● WHAT TO PRODUCE
Filter the lines below, copying only those with the string "index".

● RECORD EXCERPTS
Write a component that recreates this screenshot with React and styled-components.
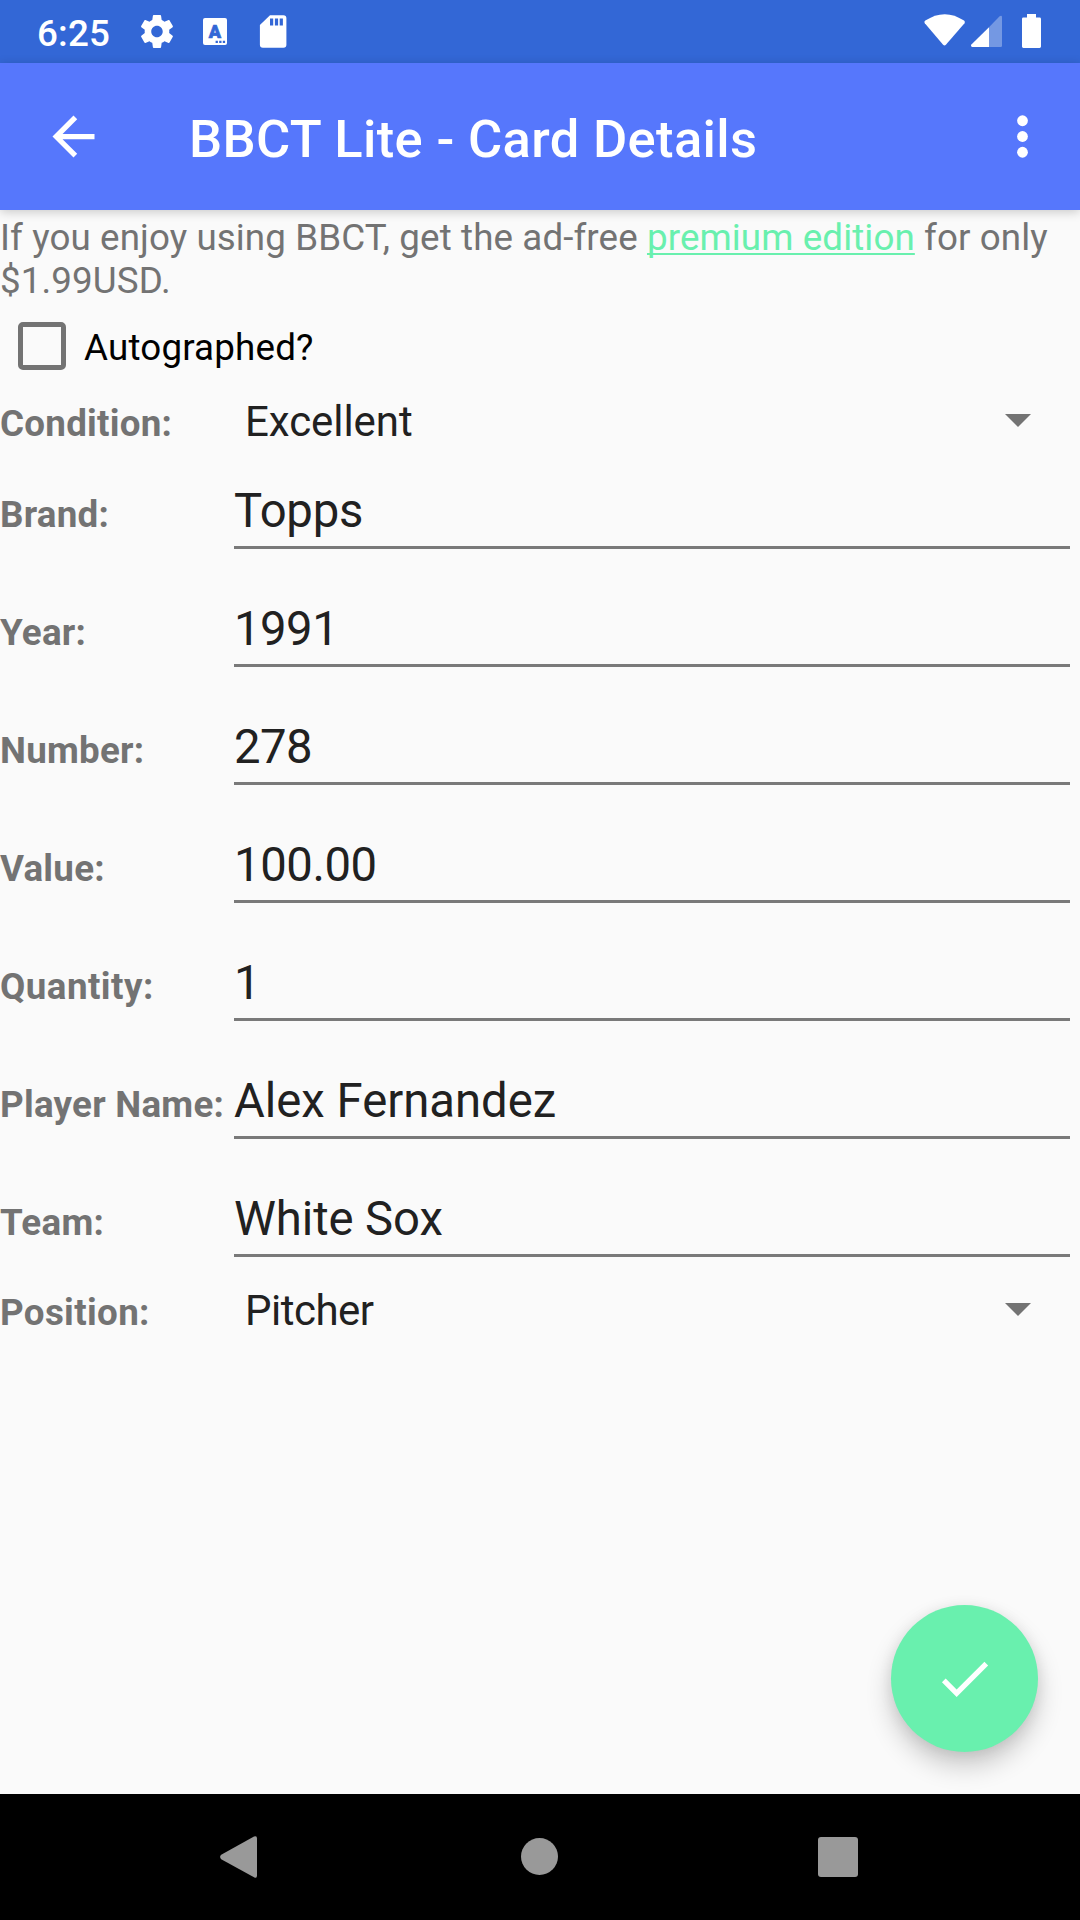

--

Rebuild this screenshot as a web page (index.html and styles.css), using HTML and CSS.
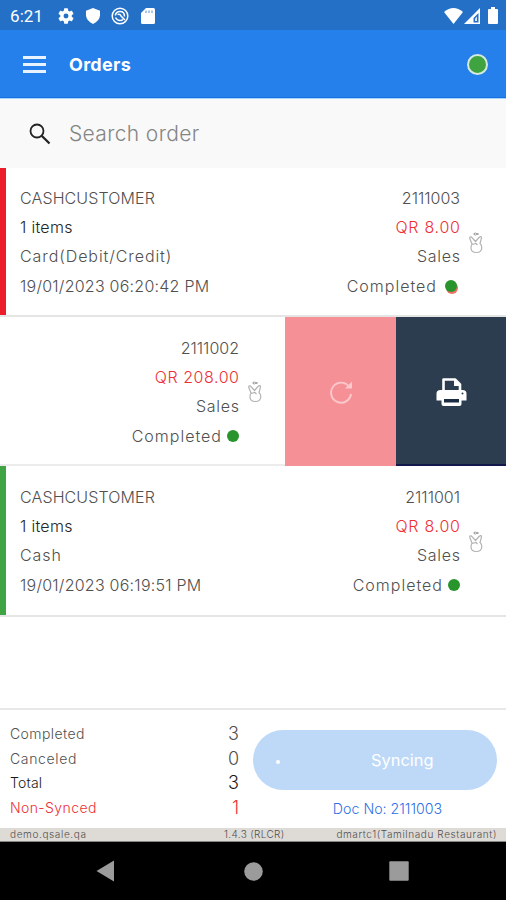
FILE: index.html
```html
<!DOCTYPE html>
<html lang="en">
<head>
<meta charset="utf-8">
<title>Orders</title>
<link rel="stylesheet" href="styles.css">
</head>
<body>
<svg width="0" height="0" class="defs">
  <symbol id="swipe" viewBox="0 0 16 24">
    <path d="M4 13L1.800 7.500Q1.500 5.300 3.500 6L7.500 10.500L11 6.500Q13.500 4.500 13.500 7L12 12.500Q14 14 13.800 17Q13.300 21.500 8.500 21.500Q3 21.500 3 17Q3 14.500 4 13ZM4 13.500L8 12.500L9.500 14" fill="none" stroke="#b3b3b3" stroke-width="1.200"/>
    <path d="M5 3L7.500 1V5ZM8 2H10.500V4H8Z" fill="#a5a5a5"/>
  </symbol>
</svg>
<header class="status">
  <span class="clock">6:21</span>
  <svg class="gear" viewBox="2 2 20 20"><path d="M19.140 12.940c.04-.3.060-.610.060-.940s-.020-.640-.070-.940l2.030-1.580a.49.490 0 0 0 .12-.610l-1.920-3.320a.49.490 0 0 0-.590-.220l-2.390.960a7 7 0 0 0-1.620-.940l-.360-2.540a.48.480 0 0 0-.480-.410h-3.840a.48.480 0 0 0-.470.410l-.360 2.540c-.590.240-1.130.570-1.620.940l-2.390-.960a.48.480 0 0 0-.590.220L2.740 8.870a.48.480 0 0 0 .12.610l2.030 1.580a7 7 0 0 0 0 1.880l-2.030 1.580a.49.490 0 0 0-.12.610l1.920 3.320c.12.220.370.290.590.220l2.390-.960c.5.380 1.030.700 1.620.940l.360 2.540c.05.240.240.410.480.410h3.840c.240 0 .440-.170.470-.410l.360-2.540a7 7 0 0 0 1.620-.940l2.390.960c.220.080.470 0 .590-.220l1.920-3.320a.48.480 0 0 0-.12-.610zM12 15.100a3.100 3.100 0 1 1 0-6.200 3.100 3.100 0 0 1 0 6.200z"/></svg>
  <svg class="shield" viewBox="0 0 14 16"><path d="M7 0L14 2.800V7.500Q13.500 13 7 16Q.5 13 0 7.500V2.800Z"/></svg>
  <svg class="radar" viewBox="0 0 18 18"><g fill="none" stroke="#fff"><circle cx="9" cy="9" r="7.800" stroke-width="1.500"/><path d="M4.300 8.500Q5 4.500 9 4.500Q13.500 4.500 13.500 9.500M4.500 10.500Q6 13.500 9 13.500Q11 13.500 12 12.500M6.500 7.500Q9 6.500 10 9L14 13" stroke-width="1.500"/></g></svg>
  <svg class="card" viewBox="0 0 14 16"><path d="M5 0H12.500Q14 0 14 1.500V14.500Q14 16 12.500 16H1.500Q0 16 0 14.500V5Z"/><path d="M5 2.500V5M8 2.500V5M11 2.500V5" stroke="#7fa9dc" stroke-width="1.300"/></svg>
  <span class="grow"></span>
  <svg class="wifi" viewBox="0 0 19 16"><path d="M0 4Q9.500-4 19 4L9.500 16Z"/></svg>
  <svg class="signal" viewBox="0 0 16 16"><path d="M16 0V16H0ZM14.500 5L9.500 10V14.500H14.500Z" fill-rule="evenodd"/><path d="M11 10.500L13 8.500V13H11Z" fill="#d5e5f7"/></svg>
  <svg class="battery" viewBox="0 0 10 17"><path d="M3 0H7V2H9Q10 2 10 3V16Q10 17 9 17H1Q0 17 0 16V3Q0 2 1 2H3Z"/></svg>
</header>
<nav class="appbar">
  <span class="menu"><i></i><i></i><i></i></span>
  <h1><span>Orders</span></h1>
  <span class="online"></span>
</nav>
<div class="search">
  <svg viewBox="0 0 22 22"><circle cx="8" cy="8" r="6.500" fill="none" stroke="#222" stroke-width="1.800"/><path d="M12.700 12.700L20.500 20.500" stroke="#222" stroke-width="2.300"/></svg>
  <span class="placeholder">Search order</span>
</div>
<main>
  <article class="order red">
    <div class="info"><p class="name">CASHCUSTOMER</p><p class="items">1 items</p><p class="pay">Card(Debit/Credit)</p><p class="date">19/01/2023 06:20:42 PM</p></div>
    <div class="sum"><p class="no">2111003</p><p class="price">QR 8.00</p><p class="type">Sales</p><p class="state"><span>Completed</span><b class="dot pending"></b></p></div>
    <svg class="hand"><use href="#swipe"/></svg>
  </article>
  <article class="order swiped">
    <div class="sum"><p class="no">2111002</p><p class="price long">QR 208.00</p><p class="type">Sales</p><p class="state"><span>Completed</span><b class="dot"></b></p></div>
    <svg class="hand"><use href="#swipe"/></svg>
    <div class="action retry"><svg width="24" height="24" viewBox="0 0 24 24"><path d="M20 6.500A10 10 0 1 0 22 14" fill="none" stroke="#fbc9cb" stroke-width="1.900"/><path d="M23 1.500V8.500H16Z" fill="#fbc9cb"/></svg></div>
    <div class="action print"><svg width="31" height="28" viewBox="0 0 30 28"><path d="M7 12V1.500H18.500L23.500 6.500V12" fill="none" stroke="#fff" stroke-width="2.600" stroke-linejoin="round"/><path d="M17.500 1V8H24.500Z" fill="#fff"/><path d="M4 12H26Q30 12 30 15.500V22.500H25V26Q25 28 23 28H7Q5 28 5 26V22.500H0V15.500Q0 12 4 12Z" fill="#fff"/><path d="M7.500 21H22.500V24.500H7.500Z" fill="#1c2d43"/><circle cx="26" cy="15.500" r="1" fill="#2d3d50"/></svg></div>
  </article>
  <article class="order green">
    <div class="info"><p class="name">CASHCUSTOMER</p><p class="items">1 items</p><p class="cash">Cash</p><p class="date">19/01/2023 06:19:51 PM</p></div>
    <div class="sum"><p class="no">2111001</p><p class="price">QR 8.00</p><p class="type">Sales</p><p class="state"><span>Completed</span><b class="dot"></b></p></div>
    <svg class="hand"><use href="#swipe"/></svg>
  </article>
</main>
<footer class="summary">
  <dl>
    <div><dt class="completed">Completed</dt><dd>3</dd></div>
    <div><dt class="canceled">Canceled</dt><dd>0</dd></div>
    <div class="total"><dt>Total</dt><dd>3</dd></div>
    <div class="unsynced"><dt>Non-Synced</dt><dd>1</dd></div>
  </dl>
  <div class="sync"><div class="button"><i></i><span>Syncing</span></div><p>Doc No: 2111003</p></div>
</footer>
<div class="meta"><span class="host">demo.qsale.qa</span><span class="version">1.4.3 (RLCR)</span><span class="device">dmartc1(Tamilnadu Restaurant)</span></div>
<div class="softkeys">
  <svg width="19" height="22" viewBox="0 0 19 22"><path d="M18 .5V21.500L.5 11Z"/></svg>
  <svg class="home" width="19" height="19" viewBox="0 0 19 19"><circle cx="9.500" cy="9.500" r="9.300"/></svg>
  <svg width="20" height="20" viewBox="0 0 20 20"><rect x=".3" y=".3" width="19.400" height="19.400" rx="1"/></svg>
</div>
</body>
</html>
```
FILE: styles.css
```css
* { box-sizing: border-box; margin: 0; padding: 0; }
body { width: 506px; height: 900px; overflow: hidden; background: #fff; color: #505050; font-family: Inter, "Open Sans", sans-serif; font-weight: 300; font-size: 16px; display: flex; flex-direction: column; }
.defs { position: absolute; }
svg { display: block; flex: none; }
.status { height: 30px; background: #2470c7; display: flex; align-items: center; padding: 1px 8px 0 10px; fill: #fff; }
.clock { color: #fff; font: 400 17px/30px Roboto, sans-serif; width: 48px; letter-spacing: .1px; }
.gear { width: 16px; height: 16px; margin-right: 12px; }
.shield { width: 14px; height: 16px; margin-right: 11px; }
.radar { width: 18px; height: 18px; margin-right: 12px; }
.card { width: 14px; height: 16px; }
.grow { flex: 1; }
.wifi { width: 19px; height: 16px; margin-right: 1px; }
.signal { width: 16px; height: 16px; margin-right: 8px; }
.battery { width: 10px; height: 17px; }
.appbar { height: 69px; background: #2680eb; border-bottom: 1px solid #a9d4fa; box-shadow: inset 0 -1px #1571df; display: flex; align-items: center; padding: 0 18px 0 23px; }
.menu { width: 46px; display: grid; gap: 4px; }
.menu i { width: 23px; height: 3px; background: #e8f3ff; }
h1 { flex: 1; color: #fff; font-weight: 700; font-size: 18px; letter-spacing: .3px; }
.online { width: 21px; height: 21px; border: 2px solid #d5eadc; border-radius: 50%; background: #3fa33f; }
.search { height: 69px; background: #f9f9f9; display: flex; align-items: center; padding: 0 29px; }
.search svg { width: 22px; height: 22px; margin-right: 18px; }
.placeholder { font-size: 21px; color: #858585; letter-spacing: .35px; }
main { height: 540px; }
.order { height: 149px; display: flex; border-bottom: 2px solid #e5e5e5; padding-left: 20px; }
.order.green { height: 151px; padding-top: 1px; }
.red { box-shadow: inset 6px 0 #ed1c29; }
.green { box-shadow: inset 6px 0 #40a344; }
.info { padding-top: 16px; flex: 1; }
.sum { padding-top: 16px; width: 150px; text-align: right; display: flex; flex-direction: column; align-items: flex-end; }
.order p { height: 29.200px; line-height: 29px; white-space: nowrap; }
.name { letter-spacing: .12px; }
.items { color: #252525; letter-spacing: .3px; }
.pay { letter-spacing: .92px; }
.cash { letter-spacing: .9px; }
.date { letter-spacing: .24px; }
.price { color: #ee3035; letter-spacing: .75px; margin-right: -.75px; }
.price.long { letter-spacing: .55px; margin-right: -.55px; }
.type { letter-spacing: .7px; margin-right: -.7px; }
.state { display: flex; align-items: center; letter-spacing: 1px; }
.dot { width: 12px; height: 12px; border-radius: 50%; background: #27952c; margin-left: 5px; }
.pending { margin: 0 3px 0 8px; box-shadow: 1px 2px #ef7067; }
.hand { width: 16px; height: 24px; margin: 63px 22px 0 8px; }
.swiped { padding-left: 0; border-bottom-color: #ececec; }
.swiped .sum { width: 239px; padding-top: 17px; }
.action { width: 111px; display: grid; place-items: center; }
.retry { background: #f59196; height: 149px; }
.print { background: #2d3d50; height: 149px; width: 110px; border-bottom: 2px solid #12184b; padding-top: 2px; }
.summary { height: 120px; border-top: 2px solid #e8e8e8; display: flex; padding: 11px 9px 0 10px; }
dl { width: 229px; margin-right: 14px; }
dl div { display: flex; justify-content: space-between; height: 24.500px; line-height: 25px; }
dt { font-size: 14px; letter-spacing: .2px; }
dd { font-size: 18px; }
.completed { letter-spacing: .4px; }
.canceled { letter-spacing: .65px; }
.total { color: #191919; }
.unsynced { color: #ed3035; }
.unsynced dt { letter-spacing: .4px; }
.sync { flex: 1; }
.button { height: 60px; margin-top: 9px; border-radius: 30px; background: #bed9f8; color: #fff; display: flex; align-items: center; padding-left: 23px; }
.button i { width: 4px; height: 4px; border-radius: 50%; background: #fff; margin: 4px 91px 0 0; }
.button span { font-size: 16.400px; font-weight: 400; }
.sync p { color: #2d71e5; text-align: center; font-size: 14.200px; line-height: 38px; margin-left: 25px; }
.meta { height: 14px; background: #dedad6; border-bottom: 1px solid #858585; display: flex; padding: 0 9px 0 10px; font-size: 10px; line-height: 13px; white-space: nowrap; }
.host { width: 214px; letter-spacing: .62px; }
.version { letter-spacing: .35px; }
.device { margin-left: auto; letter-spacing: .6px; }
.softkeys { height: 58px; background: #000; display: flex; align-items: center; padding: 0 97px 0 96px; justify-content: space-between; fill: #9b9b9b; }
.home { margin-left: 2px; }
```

● PROBLEM SOLUTION
Rebuild this screenshot as a web page (index.html and styles.css), using HTML and CSS.
FILE: index.html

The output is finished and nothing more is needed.